The court concludes that authorization to lower the passing grade — under the circumstances disclosed here — was within the intendment of the broad language used by section 4.5.3(b). Consequently, it is unnecessary to consider whether, had the lowering been ruled invalid, the original grade of 77.7% would be restored, or whether section 4.5.3(a) — which provides, in effect, that "unless otherwise specified," the passing grade shall be 70% — would be applicable here.
Apart from what has been said, the action of respondents was authorized by section 4.5.4 of the Civil Service Rules and Regulations, which provides, in pertinent part: "The commission, at any time prior to the establishment or during the existence of an eligible list, may correct any manifest error or mistake made in connection with an examination, on its own initiative or in the granting of a claim of manifest error or mistake. Such action on the part of the commission may result in a higher or lower rating. The nature of such manifest error or mistake shall be set forth in its minutes."
The failure to "anticipate that the number of eligibles will not meet the needs of the service" (N.Y. City Civil Service Rules and Regulations, § 4.5.3[b]) was a manifest mistake. To correct this mistake required the fixing of an appropriate passing grade, as authorized by section 4.5.3(b). A grade received at an examination inheres in the examination itself; and an error or mistake in fixing an adequate passing grade is an error or mistake "in connection with an examination."
Petitioners' contention that the rule applies only to errors with respect to the key answers to the examination is refuted by the legislative history of the provision. In 1938 — and this was when the Wittekind case was decided — the rule provided that the commission had the power to "correct any manifest error or mistake of marking or rating appearing in any [examination] paper". (Emphasis added.) The rule was amended before the instant examination was given so as to empower the commission to correct " any manifest error or mistake made in connection with an examination". (Emphasis added.) Petitioners' interpretation would give no effect to the amendment and must be rejected. In this connection it should be noted that the amended rule specifically empowers the commission to correct manifest error or mistake at any time "during the existence of an eligible list."
The commission's omission to set forth in its minutes the "nature of such manifest error or mistake" is not fatal. This ministerial act may be performed now, as a record of authorized action taken on the basis of facts as they then existed and upon authorization by the court.
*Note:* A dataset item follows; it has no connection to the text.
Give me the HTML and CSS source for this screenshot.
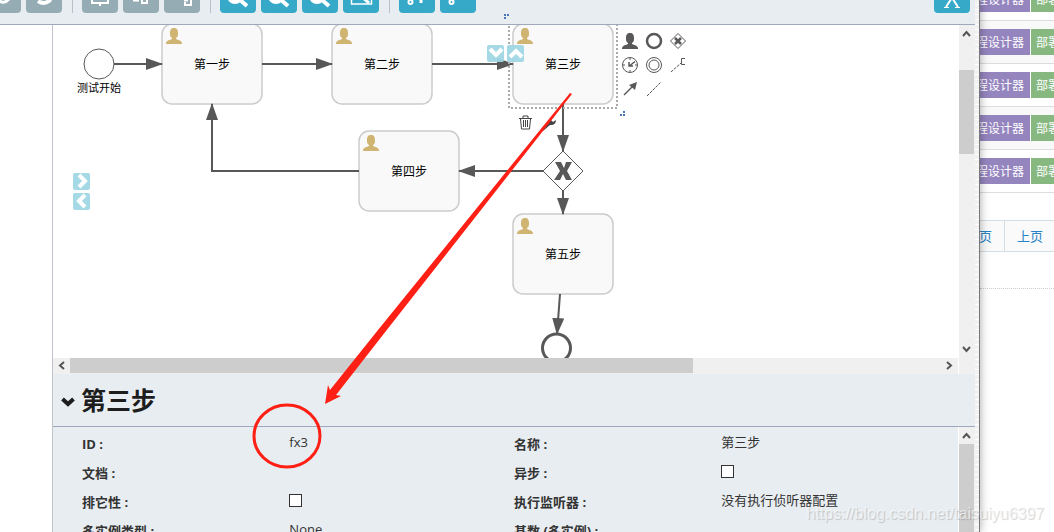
FILE: index.html
```html
<!DOCTYPE html>
<html lang="zh-CN">
<head>
  <meta charset="UTF-8" />
  <meta name="viewport" content="width=device-width, initial-scale=1.0"/>
  <title>流程设计器</title>
  <link rel="stylesheet" href="styles.css">
</head>
<body>
  <div class="designer">
    <div class="app">
      <!-- Toolbar -->
      <header class="toolbar">
        <button class="tool disabled" aria-label="Undo"><svg viewBox="0 0 36 28"><path d="M24 14q-5 6-11 1" stroke-width="3"/></svg></button>
        <button class="tool disabled" aria-label="Redo"><svg viewBox="0 0 36 28"><path d="M12 16q6 4 11 0 3-3 1-7" stroke-width="4"/></svg></button>
        <span class="divider"></span>
        <button class="tool disabled" aria-label="Align vertical"><svg viewBox="0 0 36 28"><path d="M10 8v10h16V8M18 18v3" stroke-width="2"/></svg></button>
        <button class="tool disabled" aria-label="Align horizontal"><svg viewBox="0 0 36 28"><path d="M10 15.500h6M19 8v10h5V8" stroke-width="2"/></svg></button>
        <button class="tool disabled" aria-label="Same size"><svg viewBox="0 0 36 28"><path d="M21 17v3h6V8M20 15.500h4" stroke-width="2"/></svg></button>
        <span class="divider"></span>
        <button class="tool" aria-label="Zoom in"><svg viewBox="0 0 36 28"><circle cx="15" cy="11" r="6" stroke-width="4"/><path d="M19 14l8 7" stroke-width="4"/></svg></button>
        <button class="tool" aria-label="Zoom out"><svg viewBox="0 0 36 28"><circle cx="15" cy="11" r="6" stroke-width="4"/><path d="M19 14l8 7" stroke-width="4"/></svg></button>
        <button class="tool" aria-label="Zoom actual"><svg viewBox="0 0 36 28"><circle cx="15" cy="11" r="6" stroke-width="4"/><path d="M19 14l8 7" stroke-width="4"/></svg></button>
        <button class="tool" aria-label="Zoom fit"><svg viewBox="0 0 36 28"><path d="M8.500 6v13h20V6" stroke-width="1.500"/><path d="M19 12l7 6" stroke-width="3"/></svg></button>
        <span class="divider"></span>
        <button class="tool" aria-label="Add bend point"><svg viewBox="0 0 36 28"><circle cx="11.500" cy="17" r="2" stroke-width="2"/><path d="M22 10v8" stroke-width="3"/></svg></button>
        <button class="tool" aria-label="Remove bend point"><svg viewBox="0 0 36 28"><circle cx="11.500" cy="17" r="2" stroke-width="2"/></svg></button>
        <button class="tool close" aria-label="Close"><svg viewBox="0 0 36 28"><path d="M13 5l11 17M23 5L12 22" stroke-width="2"/><path d="M10 22.500h5M21 22.500h5" stroke-width="1"/></svg></button>
      </header>

      <div class="workspace">
        <aside class="palette"></aside>
        <main class="editor">
          <div class="canvas-row">
            <div class="canvas-col">
              <div class="canvas">
                <svg class="diagram" width="1200" height="500" viewBox="53 25 1200 500">
                  <defs>
                    <marker id="arrow" markerUnits="userSpaceOnUse" markerWidth="17" markerHeight="12" refX="16" refY="6" orient="auto">
                      <path d="M0 0L17 6L0 12z" fill="#585858"/>
                    </marker>
                    <path id="user" d="M8 0C5 0 4 2 4 5c0 2 0 4 2 5v1c-2 1-5 1-6 4v1h16v-1c-1-3-4-3-6-4v-1c2-1 2-3 2-5 0-3-1-5-4-5z"/>
                    <rect id="task" width="100" height="80" rx="10" fill="#f9f9f9" stroke="#cbcbcb" stroke-width="1.500"/>
                  </defs>

                  <!-- Nodes -->
                  <circle cx="99" cy="64" r="15" fill="#fff" stroke="#585858"/>
                  <use href="#task" x="162" y="24"/>
                  <use href="#task" x="332" y="24"/>
                  <use href="#task" x="513" y="24"/>
                  <use href="#task" x="359" y="131"/>
                  <use href="#task" x="513" y="214"/>
                  <path d="M563 151l20 20-20 20-20-20z" fill="#fff" stroke="#585858"/>
                  <path d="M555 162h6l3 6 2-6h6l-5 9 5 9h-6l-3-6-3 6h-6l6-9z" fill="#585858"/>
                  <circle cx="556.500" cy="348" r="14" fill="#fff" stroke="#585858" stroke-width="3"/>

                  <g fill="#d0b471">
                    <use href="#user" x="166" y="28"/>
                    <use href="#user" x="336" y="28"/>
                    <use href="#user" x="517" y="28"/>
                    <use href="#user" x="363" y="135"/>
                    <use href="#user" x="517" y="218"/>
                  </g>

                  <!-- Flows -->
                  <g class="flow">
                    <path d="M114 64H162"/>
                    <path d="M262 64H332"/>
                    <path d="M432 64H513"/>
                    <path d="M563 104V151"/>
                    <path d="M543 171H459"/>
                    <path d="M359 171H212V104"/>
                    <path d="M563 191V214"/>
                    <path d="M560 294L557 334"/>
                  </g>

                  <g class="node-text">
                    <text x="99" y="92" class="event-text">测试开始</text>
                    <text x="212" y="69">第一步</text>
                    <text x="382" y="69">第二步</text>
                    <text x="563" y="69">第三步</text>
                    <text x="409" y="176">第四步</text>
                    <text x="563" y="259">第五步</text>
                  </g>

                  <!-- Selection -->
                  <rect x="509" y="20" width="108" height="88" fill="none" stroke="#aaa" stroke-width="2" stroke-dasharray="2 2"/>
                  <path d="M623 111h2v2h-2zM620 114h2v2h-2zM623 114h2v2h-2z" fill="#4677b8"/>

                  <!-- Grow buttons -->
                  <g fill="#9fd7e4" fill-opacity="0.95">
                    <rect x="487" y="45" width="17" height="17" rx="2"/>
                    <rect x="507" y="45" width="17" height="17" rx="2"/>
                    <rect x="73" y="173" width="17" height="17" rx="2"/>
                    <rect x="73" y="193" width="17" height="17" rx="2"/>
                  </g>
                  <path d="M490 49l6 6 6-6M510 57l6-6 6 6M79 175l6 6-6 6M85 195l-6 6 6 6" fill="none" stroke="#fff" stroke-width="4"/>

                  <!-- Quick menu -->
                  <use href="#user" x="622" y="33" fill="#585858"/>
                  <g fill="none" stroke="#585858">
                    <circle cx="654" cy="41" r="7" stroke-width="2.500"/>
                    <path d="M678 33.500l7.500 7.500-7.500 7.500-7.500-7.500z"/>
                    <path d="M675 38l6 6M681 38l-6 6" stroke-width="2.500"/>
                    <circle cx="630" cy="65" r="7.500"/>
                    <path d="M630 65.500l5-4M629 62v4h4" stroke-width="1.500"/>
                    <path d="M630 58v2M630 70v2M623 65h2M635 65h2"/>
                    <circle cx="654" cy="65" r="7.500"/>
                    <circle cx="654" cy="65" r="5"/>
                    <path d="M685 58.500h-3.500v6h3.500"/>
                    <path d="M671 72l10-9M647 96l14-14" stroke-dasharray="3 1"/>
                    <path d="M624 95l9-9" stroke-width="1.500"/>
                  </g>
                  <path d="M637 82l-2 8-6-5z" fill="#585858"/>
                  <g fill="none" stroke="#444">
                    <path d="M519 118.500h13M523 118v-2h5v2M520.500 119l1 10h8l1-10M523.500 120v7M525.500 120v7M527.500 120v7"/>
                  </g>
                  <path d="M541 129l8-8c0-2 2-4 5-4l-3 3 2 2 3-2c0 3-2 5-5 5h-1l-7 6z" fill="#444"/>
                </svg>
              </div>
              <div class="hscroll">
                <svg viewBox="0 0 17 15"><path d="M11 4L7 7.500L11 11"/></svg>
                <div class="track"><div class="thumb"></div></div>
                <svg viewBox="0 0 17 15"><path d="M6 4l4 3.500L6 11"/></svg>
              </div>
            </div>
            <div class="vscroll">
              <svg viewBox="0 0 15 17"><path d="M4 11l3.500-4L11 11"/></svg>
              <div class="track"><div class="thumb"></div></div>
              <svg viewBox="0 0 15 17"><path d="M4 6l3.500 4L11 6"/></svg>
            </div>
          </div>

          <div class="panel-title">
            <svg viewBox="0 0 14 10"><path d="M1.500 2l5.500 5 5.500-5"/></svg>
            <h1>第三步</h1>
          </div>

          <!-- Properties -->
          <div class="panel-row">
            <div class="properties">
              <div class="property"><span class="label">ID :</span><span class="value">fx3</span></div>
              <div class="property"><span class="label">名称 :</span><span class="value">第三步</span></div>
              <div class="property"><span class="label">文档 :</span><span class="value"></span></div>
              <div class="property"><label class="label" for="async">异步 :</label><span class="value"><input type="checkbox" id="async"></span></div>
              <div class="property"><label class="label" for="exclusive">排它性 :</label><span class="value"><input type="checkbox" id="exclusive"></span></div>
              <div class="property"><span class="label">执行监听器 :</span><span class="value">没有执行侦听器配置</span></div>
              <div class="property"><span class="label">多实例类型 :</span><span class="value">None</span></div>
              <div class="property"><span class="label">基数 (多实例) :</span><span class="value"></span></div>
            </div>
            <div class="vscroll panel-scroll">
              <svg viewBox="0 0 15 17"><path d="M4 11l3.500-4L11 11"/></svg>
              <div class="track"><div class="thumb"></div></div>
            </div>
          </div>
        </main>
      </div>
    </div>
    <div class="edge"></div>
  </div>

  <!-- Model list behind the designer -->
  <div class="list-page">
    <div class="list-row"><button class="design">流程设计器</button><button class="deploy">部署</button></div>
    <div class="list-row"><button class="design">流程设计器</button><button class="deploy">部署</button></div>
    <div class="list-row"><button class="design">流程设计器</button><button class="deploy">部署</button></div>
    <div class="list-row"><button class="design">流程设计器</button><button class="deploy">部署</button></div>
    <div class="list-row"><button class="design">流程设计器</button><button class="deploy">部署</button></div>
    <nav class="pager"><a href="#">首页</a><a href="#">上页</a></nav>
    <hr>
  </div>

  <svg class="annotation" width="1054" height="532" viewBox="0 0 1054 532">
    <path d="M504 14h2v2h-2zM507 14h2v2h-2zM504 17h2v2h-2z" fill="#4677b8"/>
    <path d="M570 93l2 1L386 331 336 395l5 1-16 8 3-19 2 5 48-60z" fill="#ff2015"/>
    <ellipse cx="287" cy="436" rx="33" ry="31" fill="none" stroke="#ff2015" stroke-width="3"/>
  </svg>
  <div class="watermark">https://blog.csdn.net/taisuiyu6397</div>
</body>
</html>
```
FILE: styles.css
```css
* {
  box-sizing: border-box;
}

body {
  margin: 0;
  height: 100vh;
  display: flex;
  position: relative;
  overflow: hidden;
  background: #fff;
  color: #333;
  font-family: "Open Sans", "Noto Sans CJK SC", sans-serif;
  font-size: 13px;
}

button {
  border: none;
  padding: 0;
  font-family: inherit;
  cursor: pointer;
}

.designer {
  flex: 1;
  min-width: 0;
  display: flex;
  border-right: 1px solid #777;
  box-shadow: 0 0 9px rgba(0, 0, 0, 0.35);
  z-index: 1;
  background: #fff;
}

.app {
  flex: 1;
  min-width: 0;
  display: flex;
  flex-direction: column;
}

.edge {
  width: 4px;
  background: repeating-linear-gradient(#f1f1f1 0, #f1f1f1 4px, #fff 4px, #fff 5px);
}

/* Toolbar */
.toolbar {
  height: 25px;
  flex: none;
  display: flex;
  align-items: flex-end;
  gap: 5px;
  padding: 0 5px 11px 0;
  overflow: hidden;
  background: #e8edf1;
  border-bottom: 1px solid #a0a8bd;
}

.tool {
  width: 36px;
  height: 28px;
  flex: none;
  border-radius: 4px;
  background: #36a9c9;
}

.tool:first-child {
  margin-left: -15px;
}

.tool svg {
  display: block;
  width: 36px;
  height: 28px;
  fill: none;
  stroke: #fff;
}

.tool.disabled {
  background: #95acb4;
}

.tool.close {
  margin-left: auto;
}

.divider {
  width: 1px;
  height: 28px;
  margin: 0 4px 0 5px;
  background: #b8c0c8;
}

.workspace {
  flex: 1;
  min-height: 0;
  display: flex;
}

.palette {
  width: 53px;
  border-right: 1px solid #c0c4cc;
}

.editor {
  flex: 1;
  min-width: 0;
  display: flex;
  flex-direction: column;
}

/* Canvas */
.canvas-row {
  flex: 1;
  min-height: 0;
  display: flex;
}

.canvas-col {
  flex: 1;
  min-width: 0;
  display: flex;
  flex-direction: column;
}

.canvas {
  flex: 1;
  min-height: 0;
  overflow: hidden;
}

.diagram {
  display: block;
}

.flow path {
  fill: none;
  stroke: #585858;
  stroke-width: 2;
  marker-end: url(#arrow);
}

.node-text text {
  font-size: 12px;
  text-anchor: middle;
  fill: #000;
}

.node-text .event-text {
  font-size: 11px;
}

/* Scrollbars */
.hscroll,
.vscroll {
  display: flex;
  flex: none;
  background: #f0f0f0;
}

.hscroll {
  height: 16px;
}

.hscroll svg {
  width: 17px;
  height: 15px;
}

.vscroll {
  width: 17px;
  flex-direction: column;
  border-left: 1px solid #fff;
}

.vscroll svg {
  width: 15px;
  height: 17px;
}

.vscroll svg,
.hscroll svg {
  flex: none;
  fill: none;
  stroke: #555;
  stroke-width: 2;
}

.track {
  flex: 1;
}

.thumb {
  background: #cdcdcd;
}

.hscroll .thumb {
  width: 71.5%;
  height: 15px;
}

.vscroll .thumb {
  width: 15px;
  height: 84px;
  margin-top: 28px;
}

.canvas-row .vscroll {
  padding-bottom: 16px;
}

/* Properties */
.panel-title {
  height: 53px;
  flex: none;
  display: flex;
  align-items: center;
  gap: 6px;
  padding-left: 8px;
  background: #e8edf1;
  border-bottom: 1px solid #a0a8bd;
}

.panel-title svg {
  width: 14px;
  height: 10px;
  margin-top: 4px;
  fill: none;
  stroke: #1d1d1d;
  stroke-width: 4;
}

.panel-title h1 {
  margin: 0;
  font-size: 25px;
  line-height: 36px;
  color: #1d1d1d;
}

.panel-row {
  height: 105px;
  flex: none;
  display: flex;
  background: #e8edf1;
}

.properties {
  flex: 1;
  display: grid;
  grid-template-columns: 1fr 1fr;
  grid-auto-rows: 29px;
  padding: 1px 12px 0 29px;
  overflow: hidden;
}

.property {
  display: flex;
  line-height: 29px;
}

.label {
  width: 48%;
  padding-top: 2px;
  font-weight: bold;
}

.value {
  flex: 1;
}

.value input {
  appearance: none;
  display: block;
  width: 13px;
  height: 13px;
  margin: 8px 0;
  background: #fff;
  border: 1px solid #333;
}

.panel-scroll .thumb {
  height: 100%;
  margin-top: 0;
}

/* Model list */
.list-page {
  width: 74px;
  flex: none;
  margin-top: -22px;
  overflow: hidden;
}

.list-row {
  height: 43px;
  display: flex;
  gap: 1px;
  padding-top: 8px;
  border-bottom: 1px solid #ddd;
}

.list-row:nth-child(even) {
  background: #f9f9f9;
}

.list-row button {
  height: 26px;
  display: flex;
  align-items: center;
  color: #fff;
  font-size: 12px;
  white-space: nowrap;
  overflow: hidden;
}

.design {
  width: 50px;
  flex: none;
  justify-content: flex-end;
  padding-right: 6px;
  background: #9585bf;
}

.deploy {
  flex: 1;
  padding-left: 5px;
  background: #87b87f;
}

.pager {
  display: flex;
  margin-top: 27px;
  border-top: 1px solid #d3dfe4;
  border-bottom: 1px solid #d3dfe4;
  background: #fafafa;
}

.pager a {
  flex: 1;
  padding-left: 12px;
  line-height: 30px;
  color: #2283c5;
  text-decoration: none;
  white-space: nowrap;
}

.pager a:first-child {
  flex: none;
  width: 25px;
  display: flex;
  justify-content: flex-end;
  padding: 0 12px 0 0;
  border-right: 1px solid #d3dfe4;
}

.list-page hr {
  margin: 36px 0 0;
  border: none;
  border-top: 1px dotted #ccc;
}

/* Marks over the page */
.annotation {
  position: absolute;
  top: 0;
  left: 0;
  z-index: 2;
  pointer-events: none;
}

.watermark {
  position: absolute;
  right: 10px;
  bottom: 8px;
  z-index: 3;
  font-family: "Liberation Sans", Arial, sans-serif;
  font-size: 16px;
  line-height: 20px;
  color: rgba(255, 255, 255, 0.6);
  text-shadow: 1px 1px 1px rgba(0, 0, 0, 0.18);
}
```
On oral argument, counsel for the Mulkeen petitioners, although not contesting the increased need for sergeants, argued that the Gilmartin settlement was an "invidious compromise" based upon respondents' fear of embarrassing litigation, rather than a decision grounded in the need for additional sergeants. In their own memorandum, however, petitioners concede that this assertion is "only speculation on our part".
In any event, the objective facts establish the bona fides of the settlement. Thus, the settlement did not benefit all the Gilmartin petitioners. Fully one sixth of them failed to score even 73.4% on the examination, and therefore were not made eligible by the settlement. Moreover, those 100 Gilmartin petitioners who were passed as a result of the compromise still had to compete for promotion not only with the candidates who already were on the list, but also with the 750 other candidates who, as a result of the settlement, were likewise passed. Further, and of significance, is the fact that the lowered passing grade appears to have resulted in the correct number of eligibles necessary to meet the need for additional sergeants.
In light of the foregoing, the court finds no merit to the Mulkeen petitioners' arguments. However, it must also be noted that the equities in this matter lie squarely with respondents. The petitioners did not receive a sufficient mark even on the basis of the lowered passing grade. They did not consider their chance of promotion sufficiently good to warrant their joining in the initial challenge to the examination and the ratings. They now come in at the very last minute and ask the court to take action which could possibly void the promotions of some 850 men, with resulting chaos within the Police Department.
Indeed, it is difficult to understand how these petitioners are aggrieved at all. The reduction in the passing grade did not affect them, and they have not been precluded from further competing for promotion. During oral argument, respondents informed the court that another examination — the first under the Equal Employment Opportunities Commission guidelines — is now scheduled for September, 1973. The list established by the examination which is the subject matter of this litigation will not expire by operation of law until substantially after September, 1973 (see N.Y. City Civil Service Rules and Regulations, § 4.6.6). To grant the Mulkeen petition would create some 1,500 new eligibles to the existing list — many of whom might have to be promoted immediately despite the lack of current need, since their over-all grades would be higher than those of others already promoted — and thus postpone the scheduled examination until far into the future, to the prejudice of many thousands of police officers, and the citizens of this city.
The Mulkeen application is denied, and the petition dismissed.
AGOSTA MOTION TO LOWER THE PASSING GRADE:
To the extent that the Agosta petitioners seek to overturn the order dated April 26, 1972, the application is denied in accordance with the decision reached in the Mulkeen proceeding.
The Agosta petitioners alternatively urge that the court amend the April 26 order to further reduce the passing grade. The basis for this request is petitioners' claim that all the candidates who were certified as passed before the creation of the test validation board should be included in the expanded eligible list. In effect, then, these petitioners want to reopen the Gilmartin case, and to revive one of the claims originally made by the Gilmartin petitioners — that the changes in the final ratings made by the test validation board were invalid.
The time for a new group of petitioners to challenge the grading of the examination has long since passed. It is barred by the Statute of Limitations (CPLR 217).
The Agosta application is denied, and their petition dismissed.
This has been a difficult and complex case. The court extends its thanks to counsel for all the parties for their excellent analysis of the issues, and their zealous and helpful advocacy.